The world as seen through the clarifying lens of the 9th Edition of the Encyclopaedia Britannica (1875-1889).

Tuesday, 26 February 2008

6. The careful suppression of individual liberty

This week Radio 4 has been broadcasting a series of programs by John Simpson about China in the run up to this year's Olympic Games. The Liberator of Kabul, who was last reporting from Beijing in 1989 during the massacre at Tiananmen Square, is astounded by the changes in the country, by the phenomena that is China's almost total rejection of Communism in favour of capitalism. In today's program he remarked on the contrast between the clothing of a well-heeled businessmen and the monochrome
uniform of the Cultural Revolution, and the young man responded without irony by expressing his admiration of the chic style of the old look. During a very brief visit I made to the city a year ago almost everybody I spoke to wanted to enthuse about the new opportunities for business and prosperity, and to say how great a man was Chairman Mao.

Serendipitously, as I haven't yet returned it to the shelves, Volume 6 (Cli. - Day) has entries on both COMMERCE and COMMUNISM.


COMMERCE, by Robert Somers (author of "The Trade Unions: an appeal to the working classes and their friends" - thanks, Google) provides a historical outline of the rise of international trade, using the prosperity of Britain (being, in 1876 of course, Top Nation ) as an illustrative example. The outlook for Commerce, Mr Somers concludes, is pretty rosy:


"...[C]ommerce has acquired a security and extension, in all its most essential conditions, of which it was void in any previous age. ...[I]t is established in every quarter of the globe, and all the seas and ways are open to it on terms fair and equal to every nation. ...[S]uch decay and ruin as have smitten many once proud seats of wealth into dust cannot again occur without such cataclysms of war, violence, and disorder as the the growing civilization and reason of mankind, and the power of law, right, and common interest forbid us to anticipate."


The essay on COMMUNISM is written by Mrs Fawcett, presumably Milicent Garrett Fawcett (thanks again, Google), political economist and campaigner for suffrage for women. At nearly nine pages the essay runs somewhere over (by my approximate calculation) 10,000 words, and, perhaps to an even greater degree than Mr Somers' work, is a thoughtful analysis of the subject not entirely done justice by my selective use of it here.

The Utopian models of Plato and Thomas More are considered, as are the more contemporary writings of Louis Blanc and one Karl Marx, who is quoted as a "member of the International Society" to illustrate the contempt of German socialists for political liberalism.

Mrs Fawcett is critical of Thomas More and later communists for their rejection of monogamy. Their "attacking marriage and advocating promiscuous intercourse between the sexes may probably be traced to the notion which regards a wife as being a mere item among the goods and chattels of her husband. It is not difficult to find evidence of the survival of this ancient habit of mind." And not only amongst communist thinkers, as Mrs Fawcett was no doubt very aware.

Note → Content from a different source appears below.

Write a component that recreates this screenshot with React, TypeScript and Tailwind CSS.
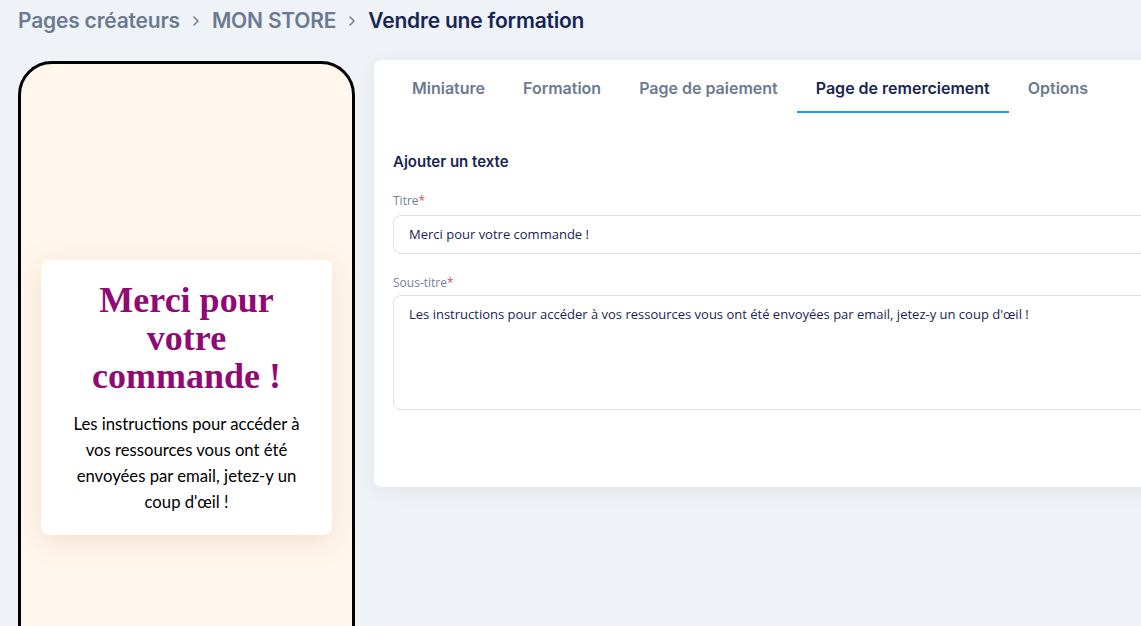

On the whole, the essay is skeptical of the merits of communism as a philosophy, without failing to acknowledge that many of its principals are just.
"The communists denounce the evils of the present state of society ; the hopeless poverty of the poor, side by side with the self-regarding luxury of the rich, seems to them to cry aloud to Heaven for the creation of a new social organization. They proclaim the necessity of of sweeping away the institution of private property, and insist that this great revolution, accompanied by universal education, free trade, a perfect administration of justice, and a due limitation on the numbers of the community, would put an end to half the self-made distresses of humanity. Has it never occurred to them that a similarly happy result might be attained if all these subsidiary reforms were carried out, leaving the principles of private property and competition to their old predominance in the economic world ?"


The "limitation on the numbers of the community" is in the author's opinion a central concern of communism, as the larger the society, the thinner the prosperity has to be spread. Particularly, there is a removal of the incentive for a parent to work harder to provide for more offspring, and so communist societies must impose limitations on procreation.

Naturally, Mrs Fawcett draws most of her examples of communism as practised rather
than merely theorized from America: the Shakers, Icarians, Perfectionists and others. Acknowledging that they are imperfect models as they are all very small communities, she attempts to define what might be the problems with a larger system.

"If [...] communism were adopted throughout a whole nation, the minute despotism which now distinguishes the government of existing communistic societies, and which furnishes them with an effectual control over the growth of population, would cease to be possible ; or if, indeed, it should ever become possible it would be through the careful suppression of individual liberty, and through the strenuous encouragement of everything which tended to destroy self reliance on the part of the people and to build up the absolute power of the state."


The verdict of the 9th Edition of the Encyclopaedia Britannica is clear - Communism is a flawed concept ; Commerce will prevail.

Although CHINA is found in Vol. 5, in Vol. 6 we have a respectably long essay on CONFUCIUS, from which and whom I would like to leave you with this saying:

Learning, undigested by thought, is labour lost ; thought, unassisted by learning, is perilous.